The Henry\'s law constant for CO2 in water at 25 C is 3.1 * 10^-2 M . atm -1.

a. What is the solubility of CO2 in water at this temperature if the solution is in contact with air at normal atmospheric pressure? The mole fraction of CO2 in air is 0.000375.

b. Assume that all of this CO2 is in the form of H2CO3 produced by the reaction between CO2 and H2O: CO2 (aq) + H2O (l) => H2CO3 (aq).
What is the pH of this solution?

Solution

A)You are given the mole fraction (X) for CO2 in air.

Use Raults Law equation P(gas)=X(solvent)P(Solvent)

You know that standard pressure is 1atm and in this question we are given fraction of CO2 in air.

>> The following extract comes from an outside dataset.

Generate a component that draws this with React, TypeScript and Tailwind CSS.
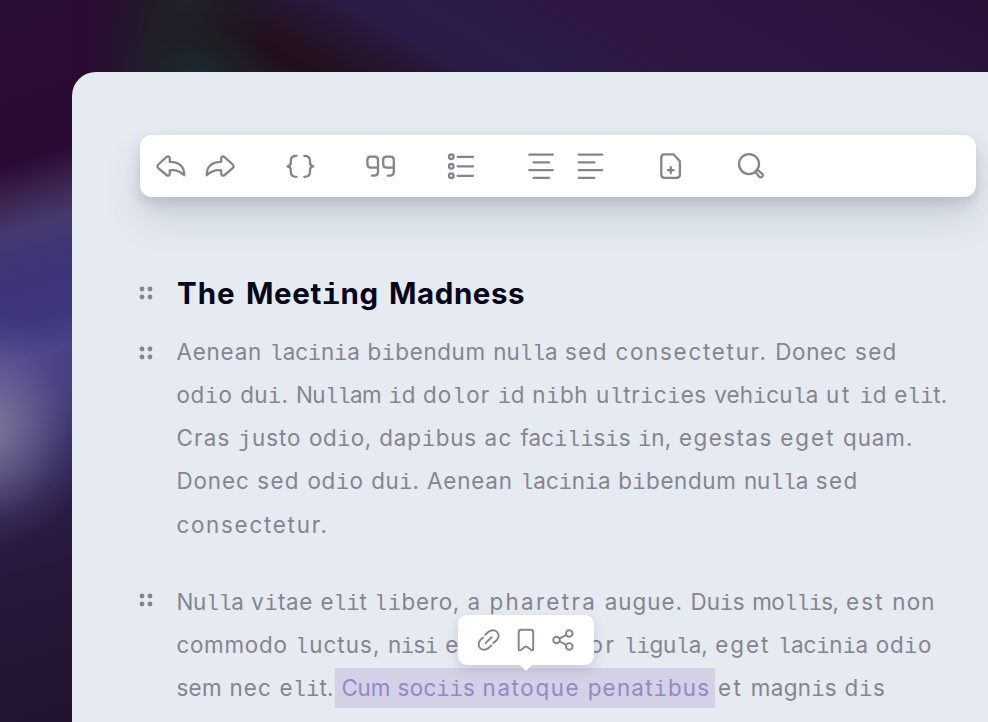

P(CO2) =(0.000375)(1atm)= 0.000375atm

We can plug this answer as our partial pressure for CO2 into Solubility equation

S=kP

S(CO2)=(3.1 * 10^-2 M atm^-1)(0.000375atm)

              =1.2*10^-5M

B)For this part the equation is just stated to show that CO2 completely dissociates to H2CO3. From here we need to do a acid/base equation for H2CO3 while looking up our acid dissociation constant (ka) in Appendix D of chemistry textbook. (ka=4.3*10^-7)

          H2CO3(aq) +H2O(l) -> H+(or H3O+ if you prefer) +HCO3-(aq)

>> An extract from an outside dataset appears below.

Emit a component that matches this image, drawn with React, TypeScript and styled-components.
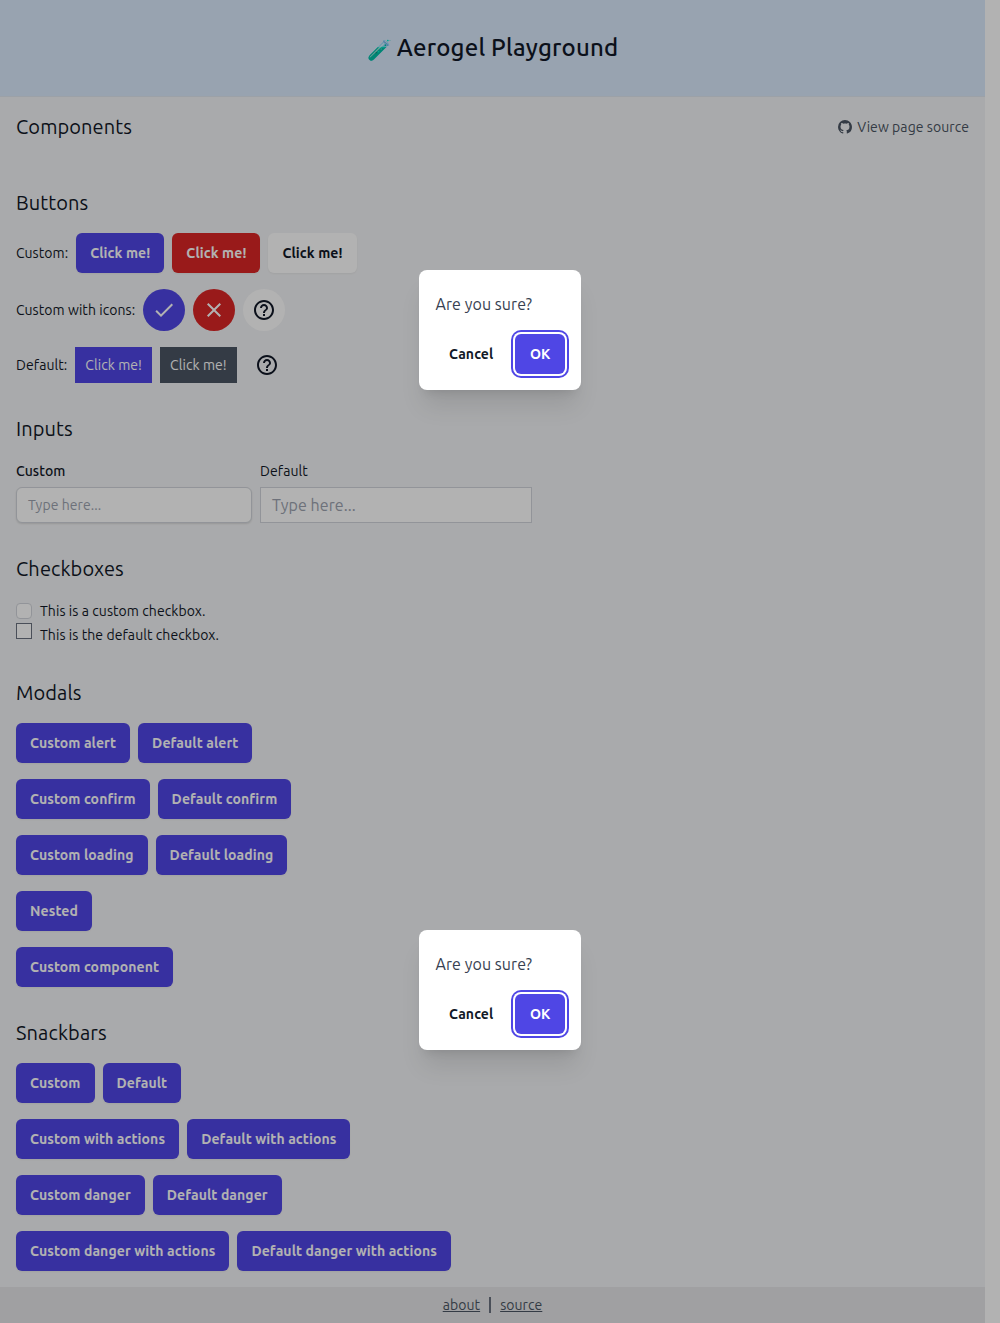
import React from 'react';
import styled, { createGlobalStyle } from 'styled-components';
import { MdCheck, MdClose, MdHelpOutline } from 'react-icons/md';
import { VscGithubInverted } from 'react-icons/vsc';

const Global = createGlobalStyle`
  *, *::before, *::after { box-sizing: border-box; }
  body {
    margin: 0;
    background: #fff;
    color: #111827;
    font-family: Ubuntu, 'Noto Sans', 'Open Sans', sans-serif;
    font-size: 14px;
    line-height: 20px;
    letter-spacing: 0.07px;
  }
  h1, h2, h3, p { margin: 0; font-weight: 400; }
  button { font: inherit; letter-spacing: inherit; border: 0; margin: 0; padding: 0; white-space: nowrap; }
`;

const Screen = styled.div`
  position: relative;
  width: 1000px;
  height: 1323px;
  overflow: hidden;
`;

const Page = styled.div`
  display: flex;
  flex-direction: column;
  width: 985px;
  height: 100%;
  background: #f3f4f6;
`;

const Header = styled.header`
  display: flex;
  flex: none;
  align-items: center;
  justify-content: center;
  height: 97px;
  background: #daeafd;
  border-bottom: 1px solid #e0e7ef;
`;

const Title = styled.h1`
  display: flex;
  align-items: center;
  gap: 5px;
  font-size: 24px;
  line-height: 32px;
  font-weight: 500;
  letter-spacing: 0.19px;
`;

const Emoji = styled.span`
  padding-top: 4px;
  font-size: 20px;
  line-height: 28px;
`;

const Main = styled.main`
  flex: 1;
  padding: 16px 16px 0;
`;

const TopRow = styled.div`
  display: flex;
  align-items: center;
  justify-content: space-between;
  margin-bottom: 48px;
`;

const Heading = styled.h2`
  font-size: 20px;
  line-height: 28px;
  letter-spacing: 0.1px;
`;

const SourceLink = styled.span`
  display: flex;
  align-items: center;
  gap: 5px;
  color: #4b5563;
`;

const Section = styled.section`
  display: flex;
  flex-direction: column;
  margin-bottom: 32px;

  &:last-child {
    margin-bottom: 0;
  }
`;

const Rows = styled.div<{ $gap?: number }>`
  display: flex;
  flex-direction: column;
  gap: ${(p) => p.$gap ?? 16}px;
  margin-top: 16px;
`;

const Row = styled.div`
  display: flex;
  align-items: center;
  gap: 8px;
`;

type Tone = 'primary' | 'danger' | 'plain' | 'clear';
const fills: Record<Tone, string> = { primary: '#4f46e5', danger: '#dc2626', plain: '#ffffff', clear: 'transparent' };
const inks: Record<Tone, string> = { primary: '#ffffff', danger: '#ffffff', plain: '#111827', clear: '#111827' };

const Button = styled.button<{ $tone?: Tone; $focus?: boolean }>`
  display: flex;
  flex: ${(p) => (p.$focus ? 1 : 'none')};
  align-items: center;
  justify-content: center;
  height: 40px;
  padding: 0 14px;
  border-radius: 6px;
  background: ${(p) => fills[p.$tone ?? 'primary']};
  color: ${(p) => inks[p.$tone ?? 'primary']};
  font-weight: 700;
  letter-spacing: 0.1px;
  box-shadow: ${(p) =>
    p.$focus ? '0 0 0 2px #fff, 0 0 0 4px #4f46e5' : p.$tone === 'clear' ? 'none' : '0 1px 2px rgba(0, 0, 0, 0.05)'};
`;

const RoundButton = styled.button<{ $tone: Tone }>`
  display: flex;
  align-items: center;
  justify-content: center;
  width: 42px;
  height: 42px;
  border-radius: 50%;
  background: ${(p) => fills[p.$tone]};
  color: ${(p) => inks[p.$tone]};
`;

const FlatButton = styled.button<{ $fill: string }>`
  display: flex;
  align-items: center;
  height: 36px;
  padding: 0 10px;
  background: ${(p) => p.$fill};
  color: #fff;
`;

const BareIcon = styled.button`
  display: flex;
  align-items: center;
  justify-content: center;
  width: 44px;
  height: 36px;
  background: transparent;
  color: #111827;
`;

const Field = styled.label<{ $bold?: boolean }>`
  display: flex;
  flex-direction: column;
  gap: 6px;
  padding-top: 2px;
  font-weight: ${(p) => (p.$bold ? 500 : 400)};
`;

const InputBox = styled.span<{ $custom?: boolean }>`
  display: flex;
  align-items: center;
  width: ${(p) => (p.$custom ? 236 : 272)}px;
  height: 36px;
  padding: 0 11px;
  background: #fff;
  border: 1px solid #d1d5db;
  border-radius: ${(p) => (p.$custom ? 6 : 0)}px;
  box-shadow: ${(p) => (p.$custom ? '0 1px 2px rgba(0, 0, 0, 0.12)' : 'none')};
  color: #9ca3af;
  font-size: ${(p) => (p.$custom ? 14 : 16)}px;
  font-weight: 400;
`;

const CheckRow = styled.label<{ $top: number }>`
  display: flex;
  align-items: flex-start;
  gap: 8px;
  height: 24px;
  padding-top: ${(p) => p.$top}px;
`;

const CheckText = styled.span<{ $top: number }>`
  margin-top: ${(p) => p.$top}px;
`;

const Box = styled.span<{ $custom?: boolean }>`
  width: 16px;
  height: 16px;
  background: #fff;
  border: 1px solid ${(p) => (p.$custom ? '#d1d5db' : '#6b7280')};
  border-radius: ${(p) => (p.$custom ? 4 : 0)}px;
`;

const Footer = styled.footer`
  display: flex;
  flex: none;
  align-items: center;
  justify-content: center;
  gap: 9px;
  height: 36px;
  background: #e5e6e8;
  color: #4b5563;
`;

const FooterLink = styled.span`
  text-decoration: underline;
`;

const Divider = styled.span`
  width: 2px;
  height: 16px;
  background: #6b7280;
`;

const Overlay = styled.div`
  position: absolute;
  inset: 0;
  display: flex;
  flex-direction: column;
  align-items: center;
  gap: 540px;
  padding-top: 270px;
  background: rgba(0, 0, 0, 0.3);
`;

const Dialog = styled.div`
  display: flex;
  flex-direction: column;
  flex: none;
  gap: 18px;
  width: 162px;
  height: 120px;
  padding: 22px 16px 16px;
  background: #fff;
  border-radius: 8px;
  box-shadow: 0 20px 25px -5px rgba(0, 0, 0, 0.1), 0 8px 10px -6px rgba(0, 0, 0, 0.1);
`;

const Message = styled.p`
  padding-left: 0.5px;
  color: #374151;
  font-size: 16px;
  line-height: 24px;
`;

const modalRows = [
  ['Custom alert', 'Default alert'],
  ['Custom confirm', 'Default confirm'],
  ['Custom loading', 'Default loading'],
  ['Nested'],
  ['Custom component'],
];
const snackRows = [
  ['Custom', 'Default'],
  ['Custom with actions', 'Default with actions'],
  ['Custom danger', 'Default danger'],
  ['Custom danger with actions', 'Default danger with actions'],
];

function ButtonRows({ rows }: { rows: string[][] }) {
  return (
    <Rows>
      {rows.map((row) => (
        <Row key={row[0]}>
          {row.map((text) => (
            <Button key={text}>{text}</Button>
          ))}
        </Row>
      ))}
    </Rows>
  );
}

function Confirm() {
  return (
    <Dialog>
      <Message>Are you sure?</Message>
      <Row>
        <Button $tone="clear">Cancel</Button>
        <Button $focus>OK</Button>
      </Row>
    </Dialog>
  );
}

export default function App() {
  return (
    <Screen>
      <Global />
      <Page>
        <Header>
          <Title>
            <Emoji>🧪</Emoji>
            Aerogel Playground
          </Title>
        </Header>
        <Main>
          <TopRow>
            <Heading>Components</Heading>
            <SourceLink>
              <VscGithubInverted size={14} />
              View page source
            </SourceLink>
          </TopRow>

          <Section>
            <Heading>Buttons</Heading>
            <Rows>
              <Row>
                <span>Custom:</span>
                <Button>Click me!</Button>
                <Button $tone="danger">Click me!</Button>
                <Button $tone="plain">Click me!</Button>
              </Row>
              <Row>
                <span>Custom with icons:</span>
                <RoundButton $tone="primary">
                  <MdCheck size={24} />
                </RoundButton>
                <RoundButton $tone="danger">
                  <MdClose size={24} />
                </RoundButton>
                <RoundButton $tone="plain">
                  <MdHelpOutline size={24} />
                </RoundButton>
              </Row>
              <Row>
                <span>Default:</span>
                <FlatButton $fill="#4f46e5">Click me!</FlatButton>
                <FlatButton $fill="#4b5563">Click me!</FlatButton>
                <BareIcon>
                  <MdHelpOutline size={24} />
                </BareIcon>
              </Row>
            </Rows>
          </Section>

          <Section>
            <Heading>Inputs</Heading>
            <Rows>
              <Row>
                <Field $bold>
                  Custom
                  <InputBox $custom>Type here...</InputBox>
                </Field>
                <Field>
                  Default
                  <InputBox>Type here...</InputBox>
                </Field>
              </Row>
            </Rows>
          </Section>

          <Section>
            <Heading>Checkboxes</Heading>
            <Rows $gap={0}>
              <CheckRow $top={4}>
                <Box $custom />
                <CheckText $top={-2}>This is a custom checkbox.</CheckText>
              </CheckRow>
              <CheckRow $top={0}>
                <Box />
                <CheckText $top={2}>This is the default checkbox.</CheckText>
              </CheckRow>
            </Rows>
          </Section>

          <Section>
            <Heading>Modals</Heading>
            <ButtonRows rows={modalRows} />
          </Section>

          <Section>
            <Heading>Snackbars</Heading>
            <ButtonRows rows={snackRows} />
          </Section>
        </Main>
        <Footer>
          <FooterLink>about</FooterLink>
          <Divider />
          <FooterLink>source</FooterLink>
        </Footer>
      </Page>
      <Overlay>
        <Confirm />
        <Confirm />
      </Overlay>
    </Screen>
  );
}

Set up you ICE table and you know that your starting concentration of H2CO3 is equal to our solubility from Part A

[H2CO3] =1.2*10^-5M

Our equilibrium expression will be set up as:

   Ka=[H+][HCO3-]/[H2CO3]

   4.3*10^-7=(x)(x)/(1.2*10^-5M-x)        (ignore x in denominator because k has exponent >-5)

[H+]=x=2.27156*10^-6M (round answer at the end to avoid error)

Plug [H+] into pH=-log[H+]

pH=5.64